Other forms of income

Other common types of income include gifts, child support, and alimony.



Gross and Net Income

The income that you take home is usually less than the “earned income” you make from working. Gross income is your total income before deductions and taxes. Net income is your gross income minus any deductions like social security and income taxes. Net income is sometimes called “take-home pay” and is what you have available to save and spend.


Ways to Receive Income

There are five common ways to receive income to your account- we’ll cover the pros and cons of each.


Cash

Pros:

  • Generally accepted for purchases you make in-person.
  • Available for use right away.
  • Can be deposited in a checking or savings account that offers federal deposit insurance and other benefits.
  • Could load onto a prepaid card.
  • If you just stick to spending the cash you have, you can avoid spending more money than you have.

Cons:

  • Could be lost or stolen.
  • Does not have federal deposit insurance unless it is deposited in an insured account.
  • Some people find it tempting to spend cash (it “burns a hole in their pocket”).
  • Can be more difficult to track for personal budgeting and tax purposes.
  • Can’t be used for online purchases.
  • Not all bill payments can be made in cash.
  • If you pay all of your expenses in cash and don’t have a loan, you miss the chance to build a positive credit history. This means that it becomes harder to get a loan when you need it.
  • If you are paid wages in cash, there is a good chance taxes were not withheld from your wages before you got paid. That means you may need to remember to set aside some of the cash to pay taxes yourself.

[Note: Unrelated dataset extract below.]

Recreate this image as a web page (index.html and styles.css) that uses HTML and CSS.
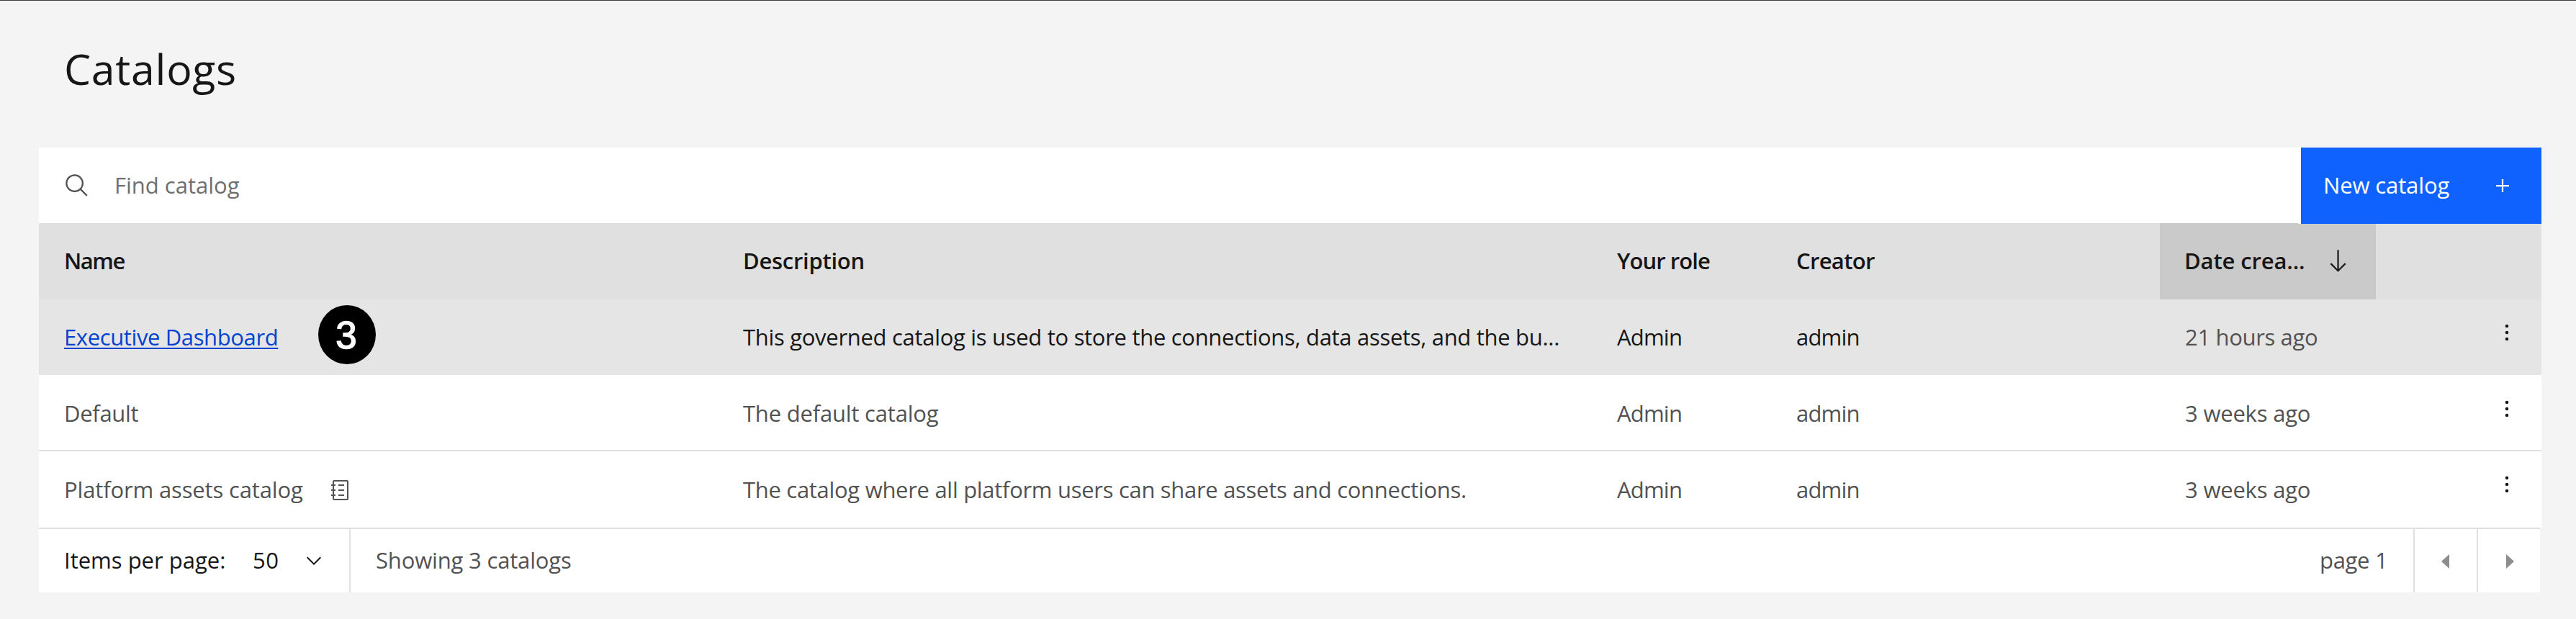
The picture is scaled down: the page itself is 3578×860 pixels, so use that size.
FILE: index.html
```html
<!DOCTYPE html>
<html lang="en">
<head>
<meta charset="utf-8">
<title>Catalogs</title>
<link rel="stylesheet" href="styles.css">
</head>
<body>
<svg class="sprite" aria-hidden="true">
  <symbol id="dots" viewBox="0 0 32 32"><circle cx="16" cy="8" r="2"/><circle cx="16" cy="16" r="2"/><circle cx="16" cy="24" r="2"/></symbol>
</svg>
<main class="page">
  <h1 class="title">Catalogs</h1>
  <section class="card">
    <div class="toolbar">
      <label class="search">
        <svg class="search-icon" viewBox="0 0 32 32"><path d="M29,27.5859l-7.5521-7.5521a11.0177,11.0177,0,1,0-1.4141,1.4141L27.5859,29ZM4,13a9,9,0,1,1,9,9A9.01,9.01,0,0,1,4,13Z"/></svg>
        <span class="placeholder">Find catalog</span>
      </label>
      <button class="new-button" type="button">
        <span>New catalog</span>
        <svg class="plus-icon" viewBox="0 0 32 32"><path d="M17 15V8h-2v7H8v2h7v7h2v-7h7v-2z"/></svg>
      </button>
    </div>

    <div class="row head">
      <div class="cell name th-name">Name</div>
      <div class="cell th-desc">Description</div>
      <div class="cell th-role">Your role</div>
      <div class="cell th-creator">Creator</div>
      <div class="cell sorted">
        <span class="th-date">Date crea...</span>
        <svg class="sort-icon" viewBox="0 0 16 16"><path d="M12.3 9.3 8.5 13.1V1h-1v12.1L3.7 9.3 3 10l5 5 5-5z"/></svg>
      </div>
      <div class="cell"></div>
    </div>

    <div class="row active">
      <div class="cell name"><a class="link" href="#">Executive Dashboard</a><span class="badge">3</span></div>
      <div class="cell">This governed catalog is used to store the connections, data assets, and the bu...</div>
      <div class="cell admin">Admin</div>
      <div class="cell admin">admin</div>
      <div class="cell date">21 hours ago</div>
      <div class="cell actions"><svg class="menu-icon"><use href="#dots"/></svg></div>
    </div>

    <div class="row second">
      <div class="cell name">Default</div>
      <div class="cell short">The default catalog</div>
      <div class="cell admin">Admin</div>
      <div class="cell admin">admin</div>
      <div class="cell date weeks">3 weeks ago</div>
      <div class="cell actions"><svg class="menu-icon"><use href="#dots"/></svg></div>
    </div>

    <div class="row third">
      <div class="cell name platform"><span>Platform assets catalog</span>
        <svg class="book-icon" viewBox="0 0 24 28"><rect x="3" y="1" width="20" height="26" rx="1"/><path d="M0 7h6M0 14h6M0 21h6M10 7h8M10 14h8M10 21h8"/></svg>
      </div>
      <div class="cell">The catalog where all platform users can share assets and connections.</div>
      <div class="cell admin">Admin</div>
      <div class="cell admin">admin</div>
      <div class="cell date weeks">3 weeks ago</div>
      <div class="cell actions"><svg class="menu-icon"><use href="#dots"/></svg></div>
    </div>

    <footer class="pagination">
      <div class="per-page">
        <span class="per-label">Items per page:</span>
        <span class="per-value">50</span>
        <svg class="chevron" viewBox="0 0 16 16"><path d="M8 11 3 6l.7-.7L8 9.6l4.3-4.3.7.7z"/></svg>
      </div>
      <span class="showing">Showing 3 catalogs</span>
      <span class="page-label">page 1</span>
      <button class="pager" type="button"><svg class="caret" viewBox="0 0 11 20"><path d="M11 0v20L0 10z"/></svg></button>
      <button class="pager" type="button"><svg class="caret" viewBox="0 0 11 20"><path d="M0 0v20l11-10z"/></svg></button>
    </footer>
  </section>
</main>
</body>
</html>
```
FILE: styles.css
```css
* { box-sizing: border-box; }

body {
  margin: 0;
  background: #f4f4f4;
  color: #525252;
  font-family: "Open Sans", "Noto Sans", sans-serif;
  font-size: 31px;
  letter-spacing: -0.3px;
}

svg { display: block; flex: none; fill: currentColor; }
.sprite { position: absolute; width: 0; height: 0; }

button {
  margin: 0;
  padding: 0;
  border: 0;
  background: none;
  color: inherit;
  font: inherit;
  letter-spacing: inherit;
}

.page {
  min-height: 860px;
  padding: 44px 48px 0 54px;
  border-top: 1px solid #3b3b3d;
}

.title {
  height: 160px;
  margin: 0;
  padding-left: 35px;
  color: #161616;
  font-size: 59px;
  font-weight: 400;
  line-height: 100px;
  letter-spacing: 0.7px;
}

.toolbar {
  display: flex;
  align-items: flex-start;
  height: 105px;
  background: #fff;
}

.search { display: flex; flex: 1; padding-left: 35px; }
.search-icon { width: 36px; height: 36px; margin-top: 35px; }
.placeholder {
  padding-left: 34px;
  color: #6f6f6f;
  line-height: 104px;
  letter-spacing: 0;
}

.new-button {
  position: relative;
  z-index: 1;
  display: flex;
  width: 334px;
  height: 106px;
  padding: 0 36px 0 31px;
  justify-content: space-between;
  background: #0f62fe;
  box-shadow: -4px 0 0 #fff;
  color: #fff;
  line-height: 104px;
  letter-spacing: -0.12px;
}
.plus-icon { width: 36px; height: 36px; margin-top: 35px; }

.row {
  display: grid;
  grid-template-columns: 978px 1214px 249px 505px 300px 1fr;
  background: #fff;
  line-height: 106px;
  white-space: nowrap;
}
.name { padding-left: 35px; }
.short { letter-spacing: -0.2px; }
.admin { letter-spacing: -0.8px; }
.date { padding-left: 35px; letter-spacing: -0.34px; }
.weeks { letter-spacing: -0.2px; }

.head {
  height: 106px;
  background: #e0e0e0;
  color: #161616;
  font-weight: 600;
  line-height: 104px;
}
.th-name { letter-spacing: -1.45px; }
.th-desc { letter-spacing: -0.28px; }
.th-role { letter-spacing: -0.92px; }
.th-creator { letter-spacing: -0.68px; }
.th-date { width: 196px; letter-spacing: -0.13px; }
.sorted { display: flex; padding-left: 34px; background: #cacaca; }
.sort-icon { width: 35px; height: 35px; margin-top: 35px; }

.active {
  height: 105px;
  background: #e5e5e5;
  color: #161616;
  line-height: 104px;
}
.active .name { position: relative; }
.active .date { color: #525252; }
.link {
  color: #0043ce;
  letter-spacing: -0.38px;
  text-decoration: underline;
  text-decoration-thickness: 2px;
  text-underline-offset: 3px;
  text-decoration-skip-ink: none;
}
.badge {
  position: absolute;
  top: 8px;
  left: 388px;
  width: 80px;
  height: 82px;
  padding-right: 2px;
  border-radius: 50%;
  background: #000;
  color: #fff;
  font-family: "Liberation Sans", Arial, sans-serif;
  font-size: 53px;
  line-height: 84px;
  letter-spacing: 0;
  text-align: center;
  -webkit-text-stroke: 1.4px #fff;
}

.second { height: 106px; border-bottom: 2px solid #e0e0e0; }
.third { height: 106px; }

.platform { display: flex; letter-spacing: -0.14px; }
.platform span { width: 371px; }
.book-icon {
  width: 24px;
  height: 28px;
  margin-top: 40px;
  fill: none;
  stroke: #525252;
  stroke-width: 2;
}

.actions { display: flex; justify-content: flex-end; padding: 28px 30.5px 0 0; color: #161616; }
.menu-icon { width: 36px; height: 36px; }
.second .menu-icon { margin-top: 1px; }

.pagination {
  display: flex;
  width: 3474px;
  height: 90px;
  border-top: 2px solid #e0e0e0;
  background: #fff;
  line-height: 86px;
  white-space: nowrap;
}
.per-page {
  display: flex;
  width: 433px;
  padding-left: 35px;
  border-right: 2px solid #e0e0e0;
  color: #161616;
}
.per-label { width: 262px; letter-spacing: 0; }
.per-value { width: 68.5px; letter-spacing: 0.6px; }
.chevron { width: 32px; height: 32px; margin-top: 28px; }
.showing { flex: 1; padding-left: 35px; letter-spacing: -0.17px; }
.page-label { width: 130px; }
.pager {
  display: flex;
  width: 88px;
  padding: 35px 0 0 37px;
  border-left: 2px solid #e0e0e0;
  color: #8d8d8d;
}
.pager + .pager { padding-left: 39px; }
.caret { width: 11px; height: 20px; }
```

If you immediately deposit your cash in a checking or savings account that offers federal deposit insurance, many of these cons go away.


Paper Checks

Pros:

  • Can be deposited in a checking or savings account that offers federal deposit insurance and other benefits.
  • Could load onto a prepaid card.
  • If you do not have an account at a financial institution, you may have to pay a fee to cash the check. If you go to the financial institution where the check is from, you may be able to cash it there without a fee.


Cons:

  • If you deposit a paper check in an account at a financial institution or onto a prepaid card, you may not be able to use the money right away.
  • Paper checks may be lost or stolen before you can deposit or cash them.


Direct Deposit

Pros:

  • Often the fastest and safest way to get your pay.
  • Funds are usually available immediately.
  • Reduces trips to a financial institution.
  • It may be easy to automatically split the direct deposit between a checking and savings account, which can help you build savings.
  • You don’t have to pay fees to cash a paper check.
  • Some financial institutions may waive some of their account fees if you have a direct deposit.


Cons:

  • There may be fees associated with the account the direct deposit goes into, although many financial institutions offer “safe” accounts that have no or low fees.
  • Not offered by all employers or public benefit providers.

Payroll Cards (Prepaid Debit Cards)

Pros:

  • Safer and more secure than carrying cash or checks.
  • The payroll card has full federal consumer protections for funds taken by error or theft.


Cons:

  • There may be fees associated with the card, such as to use the card or if you don’t use the card frequently.
  • Requires some extra effort, and possibly fees, to get cash when you need it. You can find out about fees associated with the card by reading the cardholder agreement that likely came with the card. You can also review the information online at the provider’s website. Some users of payroll cards avoid card fees by transferring the full amount of their pay from their payroll card to their financial institution account shortly after the money is available

Tracking your income

Most people receive income from multiple sources. You might have more than one jobs, receive benefits, or receive gifts. Making a list of income sources can help you plan how you will save, share, and spend your income.

Understanding where your income comes from and how much comes from each income source is very important. Income sources can be categorized into three types:


  • Regular income refers to income you can expect to receive every week, every other week, twice a month, every month, or on some other regular schedule. Regular paychecks and Social Security Disability Insurance (SSDI) benefits are examples of regular income.
  • There is also unpredictable income. This is income that varies in amount and/or timing. Pay from hourly work may be unpredictable if the hours vary from week to week. Here’s another example. Some people may only receive child or spousal support payments sporadically and in varying amounts, even though they are supposed to be paid regularly.
  • Seasonal income may be predictable, but it comes only at particular times of the year. Perhaps you always receive money from a friend or family member around the holidays. Or you may sell crafts at a fall festival in your community or be employed as a package delivery driver during the winter holidays.
  • You may also have one-time income that you only get once. An example is pay you receive from working one-time jobs, such as helping people move.

Conclusion

Understanding your income is the first step to budgeting so you can meet your needs! Knowing how much income you receive and where it comes from is extremely important.